Final Code Drop (Due Date: May 11, 2016)
The final task is for each group to submit a pull request to the master branch of Peloton. A project is not considered complete until all of the following requirements are satisfied:
- The code can merge into the master branch without any conflicts.
- All comments from code review are addressed.
- The project includes test cases that correctly verify that implementation is correct.
- The group provides documentation in both the source code and in separate Markdown files.
Each group will be assigned a random position in the merge train. They will need to merge their code into the latest version of master branch (i.e., they will need to be able to merge their code into a version of the branch that includes updates from the previous group).
External Code & Libraries
Before a group can use a third-party source code or libraries for their project implementation, they must first get approval from the instructor. Peloton has specific protocols for including the source code of external projects and libraries that the group must follow in their implementation.
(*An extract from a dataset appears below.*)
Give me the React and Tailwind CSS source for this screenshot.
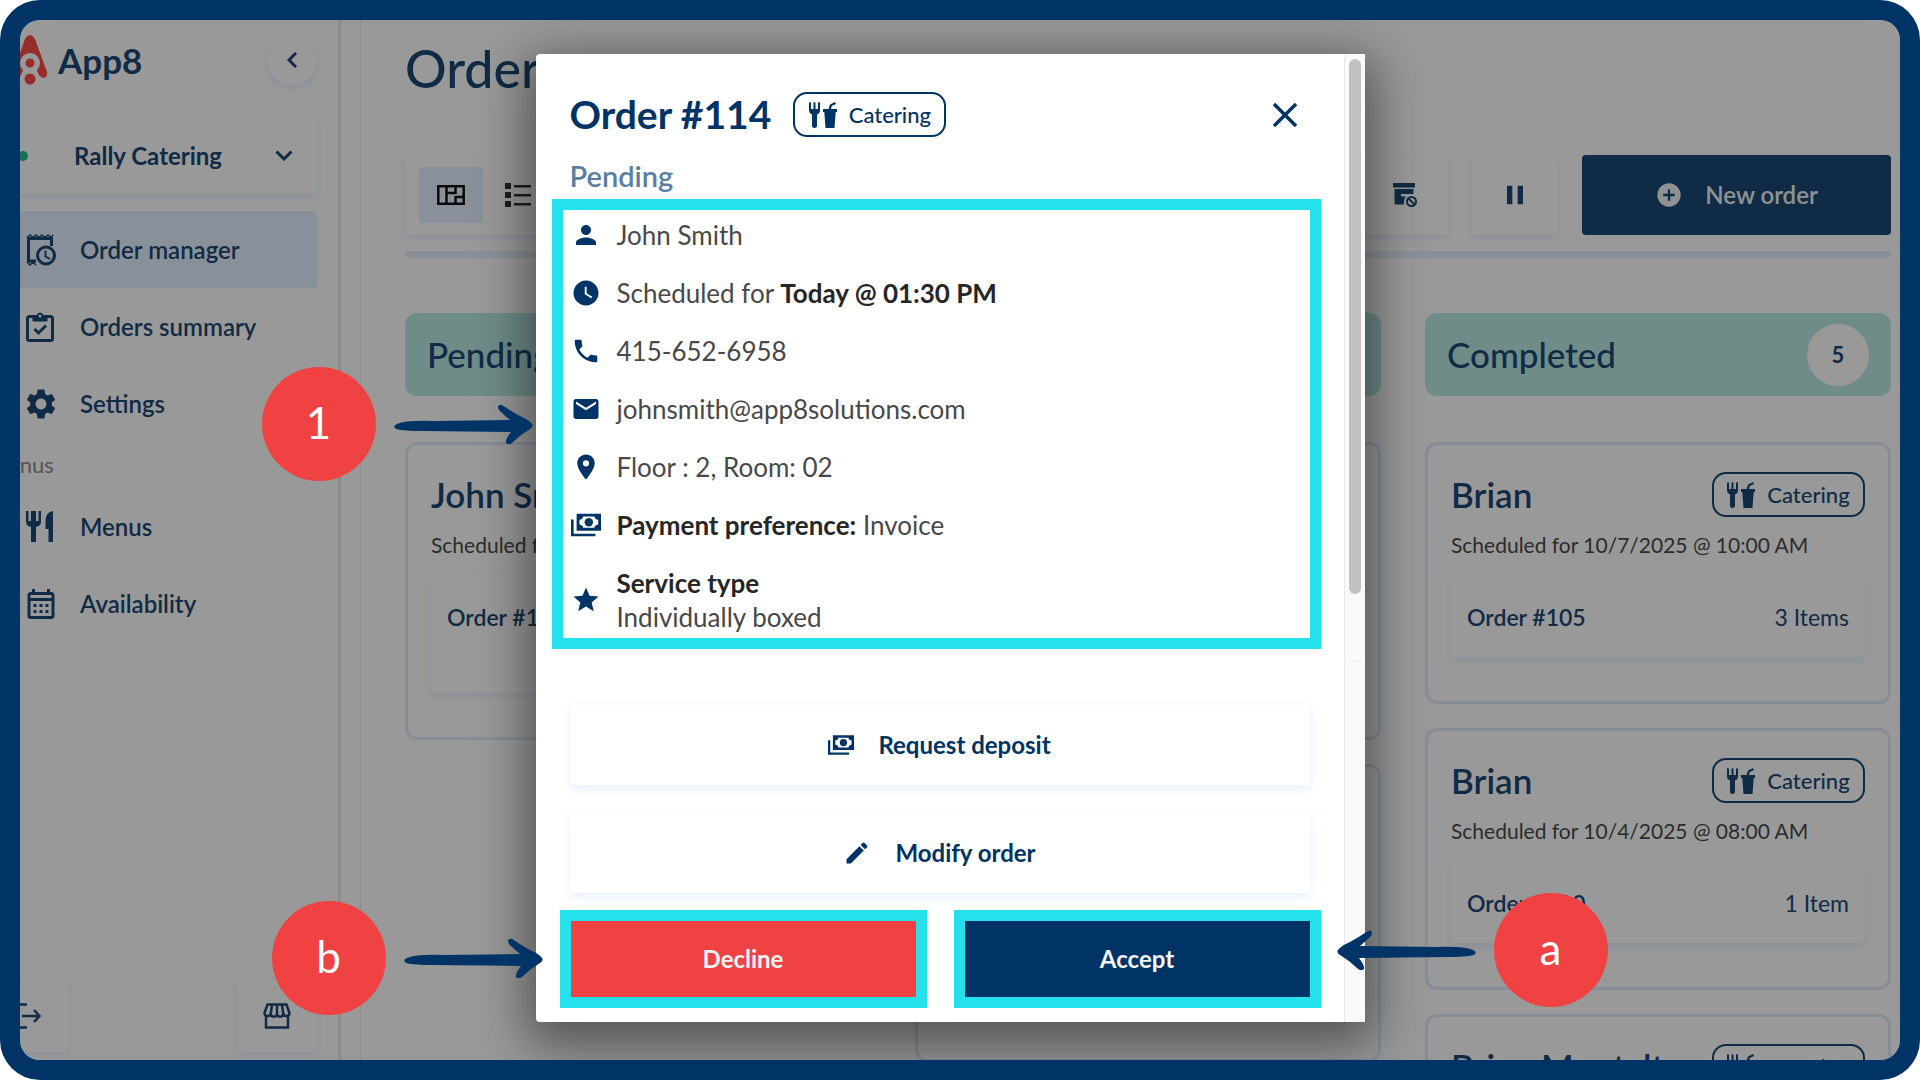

In general, a group is only allowed to incorporate external source code into the Peloton code base if (1) it is not provided as a Debian package and (2) it is Apache Software License compatible (e.g., BSD, MIT license). GPL code will not be allowed.
Collaboration Policy
- Everyone has to work in a team of three people for this assignment.
- Groups are allowed to discuss high-level details about the project with others.
WARNING: All of the code for this project must be your own. You may not copy source code from other groups or other sources that you find on the web. Plagiarism will not be tolerated. See CMU's Policy on Academic Integrity for additional information.